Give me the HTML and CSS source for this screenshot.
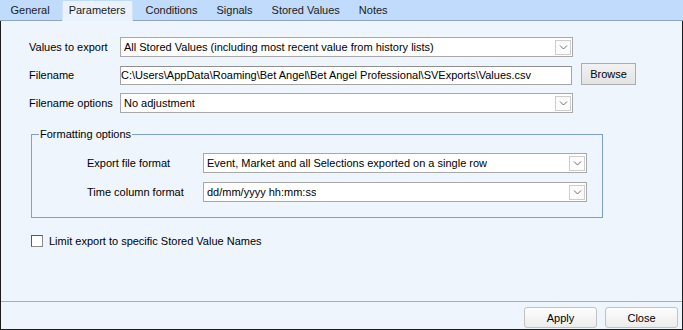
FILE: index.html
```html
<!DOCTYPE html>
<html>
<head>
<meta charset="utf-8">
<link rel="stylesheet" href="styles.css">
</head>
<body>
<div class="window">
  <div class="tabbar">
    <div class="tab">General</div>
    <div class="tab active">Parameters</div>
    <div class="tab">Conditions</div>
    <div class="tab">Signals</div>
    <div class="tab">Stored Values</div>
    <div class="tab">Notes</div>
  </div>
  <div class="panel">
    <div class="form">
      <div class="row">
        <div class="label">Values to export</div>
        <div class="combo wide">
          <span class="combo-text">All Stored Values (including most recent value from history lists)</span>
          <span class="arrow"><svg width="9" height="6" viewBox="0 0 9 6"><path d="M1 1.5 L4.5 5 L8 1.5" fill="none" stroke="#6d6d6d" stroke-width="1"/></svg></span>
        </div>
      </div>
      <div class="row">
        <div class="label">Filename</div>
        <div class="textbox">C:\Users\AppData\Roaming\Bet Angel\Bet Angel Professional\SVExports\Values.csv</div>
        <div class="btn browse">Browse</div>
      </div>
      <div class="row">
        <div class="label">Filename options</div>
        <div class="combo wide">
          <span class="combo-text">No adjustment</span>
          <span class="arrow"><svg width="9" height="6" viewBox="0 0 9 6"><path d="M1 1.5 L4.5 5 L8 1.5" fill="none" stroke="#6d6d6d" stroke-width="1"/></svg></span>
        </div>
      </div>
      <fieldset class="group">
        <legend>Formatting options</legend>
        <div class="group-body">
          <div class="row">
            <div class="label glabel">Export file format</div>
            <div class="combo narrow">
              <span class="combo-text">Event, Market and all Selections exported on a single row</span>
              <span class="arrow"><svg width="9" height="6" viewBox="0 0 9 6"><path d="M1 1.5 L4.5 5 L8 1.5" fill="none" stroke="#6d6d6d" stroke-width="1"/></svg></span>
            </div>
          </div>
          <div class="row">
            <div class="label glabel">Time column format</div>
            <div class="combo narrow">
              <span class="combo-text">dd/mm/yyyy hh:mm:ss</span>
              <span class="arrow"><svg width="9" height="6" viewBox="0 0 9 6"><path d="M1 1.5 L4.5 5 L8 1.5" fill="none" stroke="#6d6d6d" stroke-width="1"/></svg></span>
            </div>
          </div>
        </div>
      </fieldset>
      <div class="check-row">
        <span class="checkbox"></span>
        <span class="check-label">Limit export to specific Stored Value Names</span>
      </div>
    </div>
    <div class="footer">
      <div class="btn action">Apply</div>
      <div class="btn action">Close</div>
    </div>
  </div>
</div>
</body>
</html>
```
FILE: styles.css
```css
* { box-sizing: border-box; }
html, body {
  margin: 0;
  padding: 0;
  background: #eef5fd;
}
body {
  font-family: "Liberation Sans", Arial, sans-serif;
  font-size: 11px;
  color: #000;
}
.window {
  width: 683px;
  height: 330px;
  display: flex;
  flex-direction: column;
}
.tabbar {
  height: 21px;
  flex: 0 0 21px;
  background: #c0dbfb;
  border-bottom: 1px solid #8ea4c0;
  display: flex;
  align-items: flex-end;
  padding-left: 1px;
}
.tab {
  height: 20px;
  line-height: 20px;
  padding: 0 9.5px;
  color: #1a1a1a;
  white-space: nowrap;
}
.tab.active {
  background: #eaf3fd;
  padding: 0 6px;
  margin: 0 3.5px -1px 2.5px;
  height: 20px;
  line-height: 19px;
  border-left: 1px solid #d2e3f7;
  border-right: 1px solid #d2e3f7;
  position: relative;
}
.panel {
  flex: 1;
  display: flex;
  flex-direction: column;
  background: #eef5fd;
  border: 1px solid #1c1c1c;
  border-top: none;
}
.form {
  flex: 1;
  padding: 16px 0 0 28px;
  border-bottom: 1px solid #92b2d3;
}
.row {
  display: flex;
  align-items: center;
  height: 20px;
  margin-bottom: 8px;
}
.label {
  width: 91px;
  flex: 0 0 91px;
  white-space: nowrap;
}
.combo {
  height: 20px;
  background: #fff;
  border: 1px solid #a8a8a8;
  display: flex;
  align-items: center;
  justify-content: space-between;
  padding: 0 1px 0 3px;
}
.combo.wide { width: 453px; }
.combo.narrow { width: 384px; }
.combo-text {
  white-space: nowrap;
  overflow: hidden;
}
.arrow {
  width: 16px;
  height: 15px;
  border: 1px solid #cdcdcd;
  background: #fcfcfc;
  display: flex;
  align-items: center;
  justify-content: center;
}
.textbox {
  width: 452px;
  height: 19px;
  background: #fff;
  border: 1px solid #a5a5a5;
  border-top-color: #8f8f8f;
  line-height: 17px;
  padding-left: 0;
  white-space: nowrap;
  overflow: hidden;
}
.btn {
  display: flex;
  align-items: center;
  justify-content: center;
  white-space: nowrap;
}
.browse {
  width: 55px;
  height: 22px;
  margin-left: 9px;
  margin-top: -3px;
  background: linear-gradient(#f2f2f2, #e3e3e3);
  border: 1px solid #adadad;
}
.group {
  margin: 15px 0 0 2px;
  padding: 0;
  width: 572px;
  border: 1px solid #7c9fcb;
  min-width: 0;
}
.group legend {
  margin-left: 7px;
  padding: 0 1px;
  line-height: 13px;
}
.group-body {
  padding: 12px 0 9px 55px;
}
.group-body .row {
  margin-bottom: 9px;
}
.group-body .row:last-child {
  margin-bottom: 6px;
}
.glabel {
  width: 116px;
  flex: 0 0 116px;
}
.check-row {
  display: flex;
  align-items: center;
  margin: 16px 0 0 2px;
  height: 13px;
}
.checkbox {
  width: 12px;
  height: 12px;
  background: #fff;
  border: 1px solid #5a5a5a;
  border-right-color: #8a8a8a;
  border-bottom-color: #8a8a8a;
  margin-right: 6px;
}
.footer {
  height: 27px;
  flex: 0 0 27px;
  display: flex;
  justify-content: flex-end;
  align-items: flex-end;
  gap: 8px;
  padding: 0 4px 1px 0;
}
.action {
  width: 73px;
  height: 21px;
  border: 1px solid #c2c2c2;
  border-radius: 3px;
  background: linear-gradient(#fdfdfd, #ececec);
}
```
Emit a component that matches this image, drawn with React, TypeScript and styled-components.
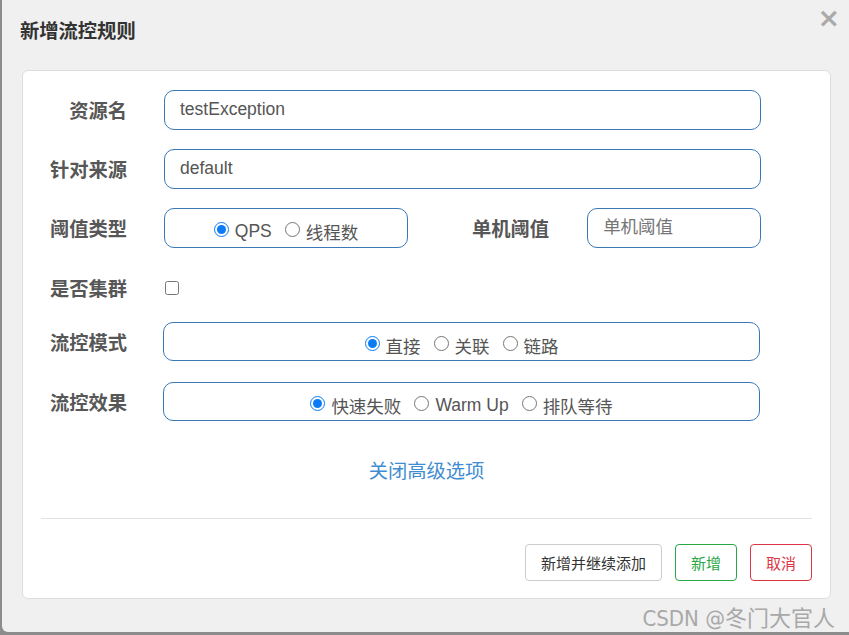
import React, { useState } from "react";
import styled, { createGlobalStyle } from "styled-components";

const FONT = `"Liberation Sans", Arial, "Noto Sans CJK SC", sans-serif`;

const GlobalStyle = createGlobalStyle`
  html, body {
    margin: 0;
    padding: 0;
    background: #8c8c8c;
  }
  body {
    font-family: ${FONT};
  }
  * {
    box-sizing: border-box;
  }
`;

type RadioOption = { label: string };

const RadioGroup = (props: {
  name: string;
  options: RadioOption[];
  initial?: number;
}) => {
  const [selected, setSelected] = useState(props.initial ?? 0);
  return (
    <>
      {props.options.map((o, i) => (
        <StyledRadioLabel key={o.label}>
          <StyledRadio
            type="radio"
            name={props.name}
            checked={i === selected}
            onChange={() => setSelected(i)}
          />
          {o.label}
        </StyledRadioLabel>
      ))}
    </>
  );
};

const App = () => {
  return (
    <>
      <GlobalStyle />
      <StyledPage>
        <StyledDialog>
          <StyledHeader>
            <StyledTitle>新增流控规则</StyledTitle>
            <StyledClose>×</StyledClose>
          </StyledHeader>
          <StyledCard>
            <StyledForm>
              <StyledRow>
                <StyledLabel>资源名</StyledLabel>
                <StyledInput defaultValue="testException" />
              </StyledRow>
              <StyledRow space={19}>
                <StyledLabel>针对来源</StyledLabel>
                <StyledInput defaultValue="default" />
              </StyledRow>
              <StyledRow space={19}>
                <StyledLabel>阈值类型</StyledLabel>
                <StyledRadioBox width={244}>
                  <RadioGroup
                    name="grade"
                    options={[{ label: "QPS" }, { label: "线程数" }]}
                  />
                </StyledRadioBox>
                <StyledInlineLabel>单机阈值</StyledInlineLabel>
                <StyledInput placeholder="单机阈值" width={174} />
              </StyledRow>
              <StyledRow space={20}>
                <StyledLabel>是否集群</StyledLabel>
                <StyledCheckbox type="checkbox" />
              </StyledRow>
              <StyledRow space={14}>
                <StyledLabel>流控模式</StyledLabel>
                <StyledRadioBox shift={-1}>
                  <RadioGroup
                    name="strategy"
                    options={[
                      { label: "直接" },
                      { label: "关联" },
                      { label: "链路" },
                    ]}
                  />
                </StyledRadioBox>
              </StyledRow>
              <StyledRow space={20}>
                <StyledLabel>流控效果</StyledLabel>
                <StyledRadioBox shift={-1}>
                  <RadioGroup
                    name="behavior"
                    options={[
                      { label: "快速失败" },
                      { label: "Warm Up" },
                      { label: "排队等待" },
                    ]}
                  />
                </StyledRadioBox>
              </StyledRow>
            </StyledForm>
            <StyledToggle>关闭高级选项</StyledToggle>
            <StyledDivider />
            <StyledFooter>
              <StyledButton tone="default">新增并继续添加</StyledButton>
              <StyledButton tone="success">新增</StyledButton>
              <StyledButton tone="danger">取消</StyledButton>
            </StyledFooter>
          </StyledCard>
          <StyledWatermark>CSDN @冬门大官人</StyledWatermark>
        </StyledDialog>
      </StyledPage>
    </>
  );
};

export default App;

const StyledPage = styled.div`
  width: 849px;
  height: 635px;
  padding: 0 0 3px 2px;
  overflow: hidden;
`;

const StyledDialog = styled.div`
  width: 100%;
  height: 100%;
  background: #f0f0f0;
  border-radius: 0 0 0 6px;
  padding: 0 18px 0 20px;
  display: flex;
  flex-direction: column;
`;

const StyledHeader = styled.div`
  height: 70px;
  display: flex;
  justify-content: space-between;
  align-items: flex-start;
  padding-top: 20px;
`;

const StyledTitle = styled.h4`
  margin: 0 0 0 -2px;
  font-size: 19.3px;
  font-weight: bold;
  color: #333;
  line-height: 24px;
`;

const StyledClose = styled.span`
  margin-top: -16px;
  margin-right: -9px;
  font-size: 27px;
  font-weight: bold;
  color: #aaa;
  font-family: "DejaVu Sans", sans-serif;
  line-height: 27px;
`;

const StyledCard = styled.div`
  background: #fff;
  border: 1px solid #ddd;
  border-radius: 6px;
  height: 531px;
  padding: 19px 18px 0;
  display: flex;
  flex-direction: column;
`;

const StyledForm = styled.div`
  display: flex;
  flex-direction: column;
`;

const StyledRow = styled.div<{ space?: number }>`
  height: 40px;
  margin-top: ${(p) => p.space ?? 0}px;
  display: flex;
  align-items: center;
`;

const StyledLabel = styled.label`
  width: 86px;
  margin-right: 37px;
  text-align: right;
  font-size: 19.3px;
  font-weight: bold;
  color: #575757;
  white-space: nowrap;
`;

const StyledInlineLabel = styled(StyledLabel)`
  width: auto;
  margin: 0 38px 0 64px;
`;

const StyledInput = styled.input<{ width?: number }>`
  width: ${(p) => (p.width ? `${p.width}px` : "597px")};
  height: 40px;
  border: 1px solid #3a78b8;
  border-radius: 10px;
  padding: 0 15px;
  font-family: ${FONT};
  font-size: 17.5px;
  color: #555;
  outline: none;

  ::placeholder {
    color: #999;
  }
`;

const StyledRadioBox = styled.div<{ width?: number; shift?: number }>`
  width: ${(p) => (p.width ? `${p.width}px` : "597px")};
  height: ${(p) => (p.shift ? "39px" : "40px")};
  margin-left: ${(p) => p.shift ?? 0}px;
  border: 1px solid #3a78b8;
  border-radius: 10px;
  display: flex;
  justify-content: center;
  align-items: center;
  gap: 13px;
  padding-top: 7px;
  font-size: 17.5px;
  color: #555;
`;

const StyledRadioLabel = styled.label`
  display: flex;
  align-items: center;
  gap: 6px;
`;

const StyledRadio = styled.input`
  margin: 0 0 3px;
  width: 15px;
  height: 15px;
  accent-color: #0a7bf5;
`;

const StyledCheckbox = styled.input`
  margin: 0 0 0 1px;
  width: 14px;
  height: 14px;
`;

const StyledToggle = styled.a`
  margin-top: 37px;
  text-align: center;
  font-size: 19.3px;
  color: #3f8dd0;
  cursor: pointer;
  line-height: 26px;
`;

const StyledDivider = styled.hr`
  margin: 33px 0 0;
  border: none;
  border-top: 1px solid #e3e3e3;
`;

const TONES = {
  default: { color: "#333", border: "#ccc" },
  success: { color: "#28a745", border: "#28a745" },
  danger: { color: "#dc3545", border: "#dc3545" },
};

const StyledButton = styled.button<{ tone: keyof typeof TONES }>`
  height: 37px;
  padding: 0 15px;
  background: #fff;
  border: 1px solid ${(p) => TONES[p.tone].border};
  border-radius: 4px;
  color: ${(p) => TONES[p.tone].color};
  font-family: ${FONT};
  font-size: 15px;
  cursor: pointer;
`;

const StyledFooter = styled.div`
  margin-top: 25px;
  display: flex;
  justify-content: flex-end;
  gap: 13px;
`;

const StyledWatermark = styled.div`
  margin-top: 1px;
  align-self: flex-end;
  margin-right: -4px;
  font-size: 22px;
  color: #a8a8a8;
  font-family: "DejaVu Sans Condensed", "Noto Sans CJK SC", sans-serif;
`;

* [TASK]: Give the count of lines containing "React", with no added text.

* [RESPONSE TO THE TASK]: 2